In Tillerson’s world view, the rest of us can move heaven and earth in an effort to cope with climate change, but the oil industry can keep doing exactly what it’s doing to drive climate change. Because anything else would be too disruptive.
The wrong man for the moment
Rex Tillerson has spoken, sometimes passionately, about global poverty and American youth. As Secretary of State, he could arguably have no greater, more positive impact on each than by becoming a climate champion and lending his support to the world’s emissions reduction efforts. But that’s not what’s set to play out here. Rex Tillerson’s appointment looks more than anything like a power play by an industry that knows that, in a world of climate action, it is on the ropes; and in a world of climate inaction, it gets a second wind. The industry may eventually fail (or reinvent itself to become part of the solution─one can dream!), but for now its plan appears to be to extend its business model another five, maybe ten years, make all the money it can, and if it takes us all down with it, so be it.

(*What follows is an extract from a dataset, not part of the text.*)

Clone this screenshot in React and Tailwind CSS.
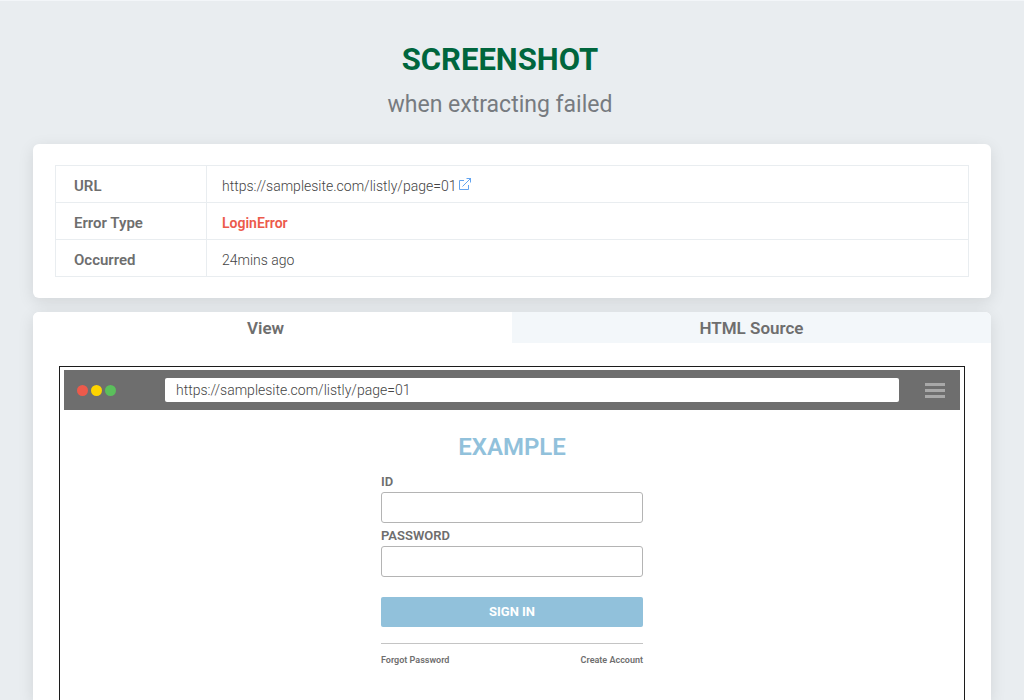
import { useState } from 'react';

const SAMPLE_URL = 'https://samplesite.com/listly/page=01';

function ExternalIcon() {
    return (
        <svg className="w-3.5 h-3.5 mb-1" viewBox="0 0 14 14" fill="none" stroke="#64a5f0" aria-hidden="true">
            <path d="M6 3.5H1.5v9h9V8" />
            <path d="M4.5 9.5L13 1M8.5 1.5h4v4" />
        </svg>
    );
}

function InfoRow({ label, children }) {
    return (
        <tr className="h-[37px]">
            <th scope="row" className="w-[151px] pl-[18px] pt-[3px] text-left text-[15px] leading-5 font-semibold border border-[#e9edf0]">{label}</th>
            <td className="pl-[15px] pt-[3px] border border-[#e9edf0]">{children}</td>
        </tr>
    );
}

function Field({ id, label, type }) {
    return (
        <div className="flex flex-col mb-px">
            <label htmlFor={id} className="h-[22px] pt-px leading-[22px] text-[13px] font-semibold">{label}</label>
            <input id={id} type={type} className="h-[31px] w-full px-2 rounded-[3px] border border-[#b4b4b4] bg-white text-sm" />
        </div>
    );
}

function LoginForm() {
    return (
        <form className="w-[262px] mx-auto" onSubmit={(e) => e.preventDefault()}>
            <h2 className="mt-[21px] mb-[7px] h-8 leading-8 text-2xl font-semibold text-center text-[#91c1db]">EXAMPLE</h2>
            <Field id="login-id" label="ID" type="text" />
            <Field id="login-password" label="PASSWORD" type="password" />
            <button type="submit" className="mt-[19px] w-full h-[30px] rounded-[2px] bg-[#91c1db] text-[13px] font-bold text-white">
                SIGN IN
            </button>
            <div className="mt-4 pt-2 border-t border-[#c4c4c4] flex justify-between text-[9px] leading-4 font-semibold">
                <a href="#forgot">Forgot Password</a>
                <a href="#create">Create Account</a>
            </div>
        </form>
    );
}

function BrowserPreview() {
    return (
        <div className="flex-1 mt-[23px] mx-[26px] px-1 pt-[3px] border-x border-t border-[#1c1c1c]">
            {/* Browser bar */}
            <div className="h-10 px-[13px] bg-[#6e6e6e] flex items-center">
                <div className="flex gap-[3px]">
                    <span className="w-[11px] h-[11px] rounded-full bg-[#ec5a4b]"></span>
                    <span className="w-[11px] h-[11px] rounded-full bg-[#fdd400]"></span>
                    <span className="w-[11px] h-[11px] rounded-full bg-[#5bbf5c]"></span>
                </div>
                <input
                    type="text"
                    readOnly
                    aria-label="Address"
                    value={SAMPLE_URL}
                    className="flex-1 min-w-0 ml-[49px] mr-[26px] h-6 px-[11px] rounded-[2px] bg-white text-sm font-light text-[#444]"
                />
                <button type="button" aria-label="Menu" className="w-5 mr-0.5 flex flex-col gap-[3px]">
                    <span className="h-[3px] bg-[#a8a8a8]"></span>
                    <span className="h-[3px] bg-[#a8a8a8]"></span>
                    <span className="h-[3px] bg-[#a8a8a8]"></span>
                </button>
            </div>
            <LoginForm />
        </div>
    );
}

export default function App() {
    const [tab, setTab] = useState('view');

    return (
        <div className="min-h-screen flex flex-col px-[33px] bg-[#e9edf0] border-t border-[#f3f6f9] text-[#6e6e6e] font-['Roboto',sans-serif]">
            {/* Header */}
            <header className="pt-[41px] pr-6 text-center">
                <h1 className="text-[31px] leading-9 font-bold text-[#00663d]">SCREENSHOT</h1>
                <p className="mt-[11px] text-[23px] leading-8 text-[#777b80]">when extracting failed</p>
            </header>

            {/* Error info */}
            <section className="mt-[23px] px-[22px] py-[21px] rounded-md bg-white shadow-[0_4px_16px_rgba(0,0,0,0.10)]">
                <table className="w-full border-collapse text-sm">
                    <tbody>
                        <InfoRow label="URL">
                            <span className="flex items-center gap-0.5">
                                <span className="font-light text-[#444]">{SAMPLE_URL}</span>
                                <a href={SAMPLE_URL} aria-label="Open page"><ExternalIcon /></a>
                            </span>
                        </InfoRow>
                        <InfoRow label="Error Type">
                            <span className="font-semibold text-[#ec5a4b]">LoginError</span>
                        </InfoRow>
                        <InfoRow label="Occurred">
                            <span className="font-light text-[#444]">24mins ago</span>
                        </InfoRow>
                    </tbody>
                </table>
            </section>

            {/* Captured page */}
            <section className="flex-1 flex flex-col mt-3.5 rounded-t-md bg-white shadow-[0_4px_16px_rgba(0,0,0,0.10)]">
                <div role="tablist" className="grid grid-cols-2 h-[31px] text-[17px] font-semibold">
                    <button
                        type="button"
                        role="tab"
                        aria-selected={tab === 'view'}
                        onClick={() => setTab('view')}
                        className={`pt-0.5 pr-3.5 rounded-tl-md ${tab === 'view' ? 'bg-white' : 'bg-[#f3f7fa]'}`}
                    >
                        View
                    </button>
                    <button
                        type="button"
                        role="tab"
                        aria-selected={tab === 'source'}
                        onClick={() => setTab('source')}
                        className={`pt-0.5 rounded-tr-md ${tab === 'source' ? 'bg-white' : 'bg-[#f3f7fa]'}`}
                    >
                        HTML Source
                    </button>
                </div>
                {tab === 'view' && <BrowserPreview />}
            </section>
        </div>
    );
}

We have our work cut out, folks.
In the best of futures, climate adaptation will be difficult and in some cases impossible, forcing hard choices and perhaps terrible impacts and losses. When millionaire oilman Rex Tillerson talks about “we’ll adapt” as an approach to climate change in coming years, it’s a modern, global equivalent of “let them eat cake.” It was absurd when the French aristocracy said it. It’s absurd today, coming from the recently retired head of a mammoth fossil fuel company, and only more so if that same person becomes U.S. Secretary of State.